▸ DIRECTIVE:
Using the listing below, please gather every line containing the word "this".

▸ SUPPLIED MATERIAL:
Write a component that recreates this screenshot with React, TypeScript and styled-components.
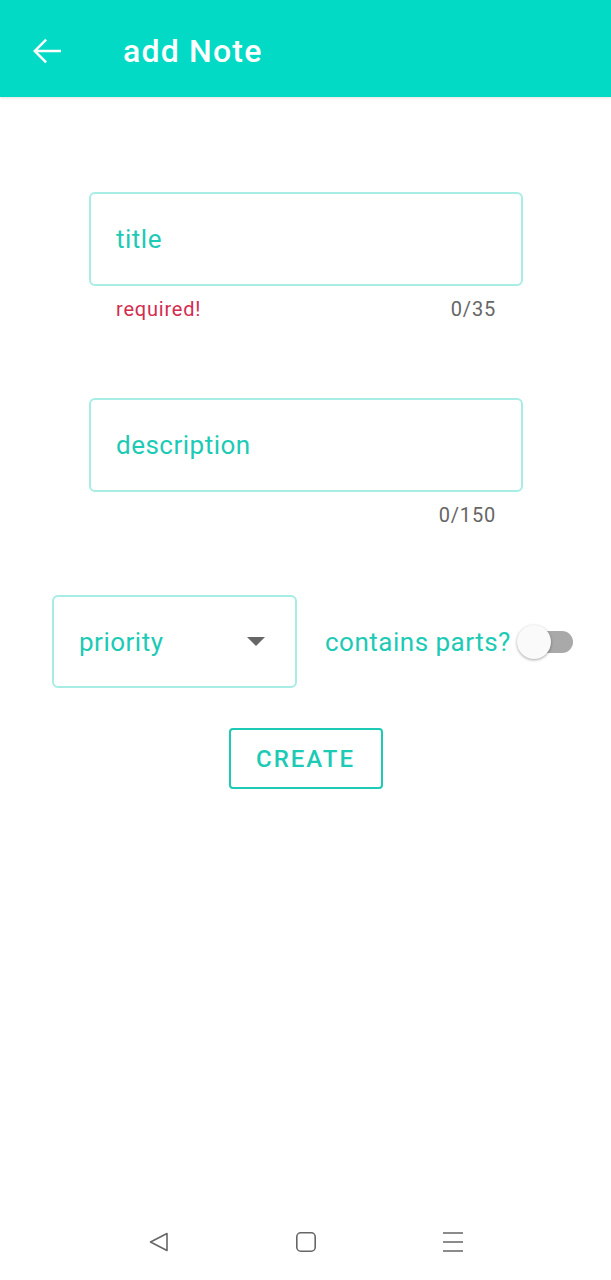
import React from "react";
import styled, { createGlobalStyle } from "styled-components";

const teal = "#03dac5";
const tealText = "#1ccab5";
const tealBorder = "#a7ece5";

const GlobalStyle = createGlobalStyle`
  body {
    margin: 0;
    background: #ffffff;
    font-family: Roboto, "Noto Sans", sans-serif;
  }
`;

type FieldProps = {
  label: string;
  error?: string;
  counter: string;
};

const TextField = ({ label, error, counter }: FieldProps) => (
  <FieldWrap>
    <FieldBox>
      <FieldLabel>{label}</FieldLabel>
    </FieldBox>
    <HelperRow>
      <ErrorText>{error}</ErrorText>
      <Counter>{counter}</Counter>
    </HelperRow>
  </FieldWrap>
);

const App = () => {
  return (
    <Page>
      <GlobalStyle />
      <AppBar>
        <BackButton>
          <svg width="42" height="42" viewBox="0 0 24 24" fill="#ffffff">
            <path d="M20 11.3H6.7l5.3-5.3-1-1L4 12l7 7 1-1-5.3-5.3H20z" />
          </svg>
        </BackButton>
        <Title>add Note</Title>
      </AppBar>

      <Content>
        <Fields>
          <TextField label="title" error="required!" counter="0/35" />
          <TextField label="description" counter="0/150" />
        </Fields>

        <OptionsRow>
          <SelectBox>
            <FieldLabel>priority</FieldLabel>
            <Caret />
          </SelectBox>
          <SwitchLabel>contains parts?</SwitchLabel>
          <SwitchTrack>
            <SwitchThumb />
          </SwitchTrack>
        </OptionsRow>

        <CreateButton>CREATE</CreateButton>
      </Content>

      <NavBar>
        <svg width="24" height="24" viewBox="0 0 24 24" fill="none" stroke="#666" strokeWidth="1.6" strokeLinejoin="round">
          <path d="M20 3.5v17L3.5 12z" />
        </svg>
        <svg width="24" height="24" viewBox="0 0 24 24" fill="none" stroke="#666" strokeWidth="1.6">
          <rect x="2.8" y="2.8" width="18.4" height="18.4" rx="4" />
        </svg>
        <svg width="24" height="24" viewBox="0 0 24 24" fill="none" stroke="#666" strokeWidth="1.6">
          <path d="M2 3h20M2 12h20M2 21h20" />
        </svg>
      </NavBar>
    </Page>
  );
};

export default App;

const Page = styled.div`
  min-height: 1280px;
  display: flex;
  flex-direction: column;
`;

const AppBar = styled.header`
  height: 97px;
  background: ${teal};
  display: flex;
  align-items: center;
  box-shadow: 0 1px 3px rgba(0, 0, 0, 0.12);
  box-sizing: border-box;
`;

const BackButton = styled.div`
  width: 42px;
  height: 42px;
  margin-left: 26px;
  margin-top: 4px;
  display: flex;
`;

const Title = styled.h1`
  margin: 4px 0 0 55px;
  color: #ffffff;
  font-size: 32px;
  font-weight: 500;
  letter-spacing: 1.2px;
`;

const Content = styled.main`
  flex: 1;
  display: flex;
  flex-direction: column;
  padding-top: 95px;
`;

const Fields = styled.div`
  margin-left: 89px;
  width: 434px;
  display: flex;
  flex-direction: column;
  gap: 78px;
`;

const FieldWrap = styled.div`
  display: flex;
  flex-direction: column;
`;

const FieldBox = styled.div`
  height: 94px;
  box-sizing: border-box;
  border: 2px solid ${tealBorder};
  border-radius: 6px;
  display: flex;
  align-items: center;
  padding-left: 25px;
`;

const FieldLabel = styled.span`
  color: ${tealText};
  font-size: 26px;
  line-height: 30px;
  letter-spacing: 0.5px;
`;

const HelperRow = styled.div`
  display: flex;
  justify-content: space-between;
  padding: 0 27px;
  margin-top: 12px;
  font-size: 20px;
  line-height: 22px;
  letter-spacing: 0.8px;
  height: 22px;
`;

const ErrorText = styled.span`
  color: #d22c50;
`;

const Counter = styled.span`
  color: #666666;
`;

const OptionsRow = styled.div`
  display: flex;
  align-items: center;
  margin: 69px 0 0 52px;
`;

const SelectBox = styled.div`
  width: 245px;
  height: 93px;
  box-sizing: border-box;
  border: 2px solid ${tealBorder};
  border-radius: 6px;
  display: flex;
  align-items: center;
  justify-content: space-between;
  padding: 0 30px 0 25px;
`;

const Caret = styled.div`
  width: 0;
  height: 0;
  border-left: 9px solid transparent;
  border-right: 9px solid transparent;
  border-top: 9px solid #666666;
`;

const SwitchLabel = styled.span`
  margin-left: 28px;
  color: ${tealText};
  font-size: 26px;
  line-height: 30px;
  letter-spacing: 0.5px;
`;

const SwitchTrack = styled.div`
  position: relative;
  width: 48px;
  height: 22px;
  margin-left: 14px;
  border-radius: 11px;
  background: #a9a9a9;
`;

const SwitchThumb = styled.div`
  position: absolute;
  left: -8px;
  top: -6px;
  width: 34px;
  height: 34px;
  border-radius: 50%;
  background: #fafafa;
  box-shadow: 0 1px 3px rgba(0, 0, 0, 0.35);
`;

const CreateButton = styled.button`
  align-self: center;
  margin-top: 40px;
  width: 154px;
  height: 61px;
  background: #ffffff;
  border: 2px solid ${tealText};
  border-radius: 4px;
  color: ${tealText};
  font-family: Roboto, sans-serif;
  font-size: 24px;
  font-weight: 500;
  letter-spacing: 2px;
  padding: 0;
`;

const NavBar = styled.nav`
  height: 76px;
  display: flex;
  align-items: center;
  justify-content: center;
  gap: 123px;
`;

...

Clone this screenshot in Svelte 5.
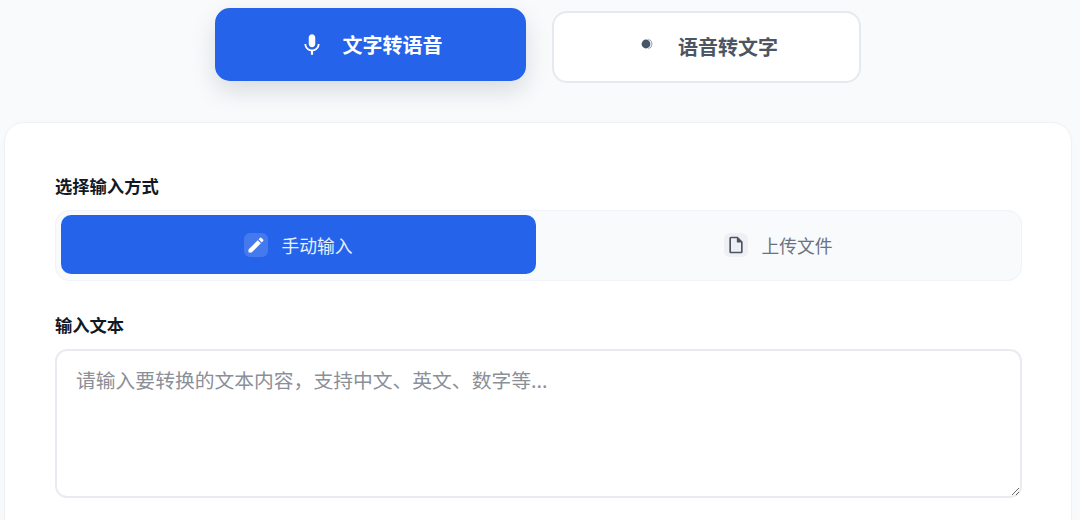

▸ CORRECT ANSWER:
Write a component that recreates this screenshot with React, TypeScript and styled-components.
Clone this screenshot in Svelte 5.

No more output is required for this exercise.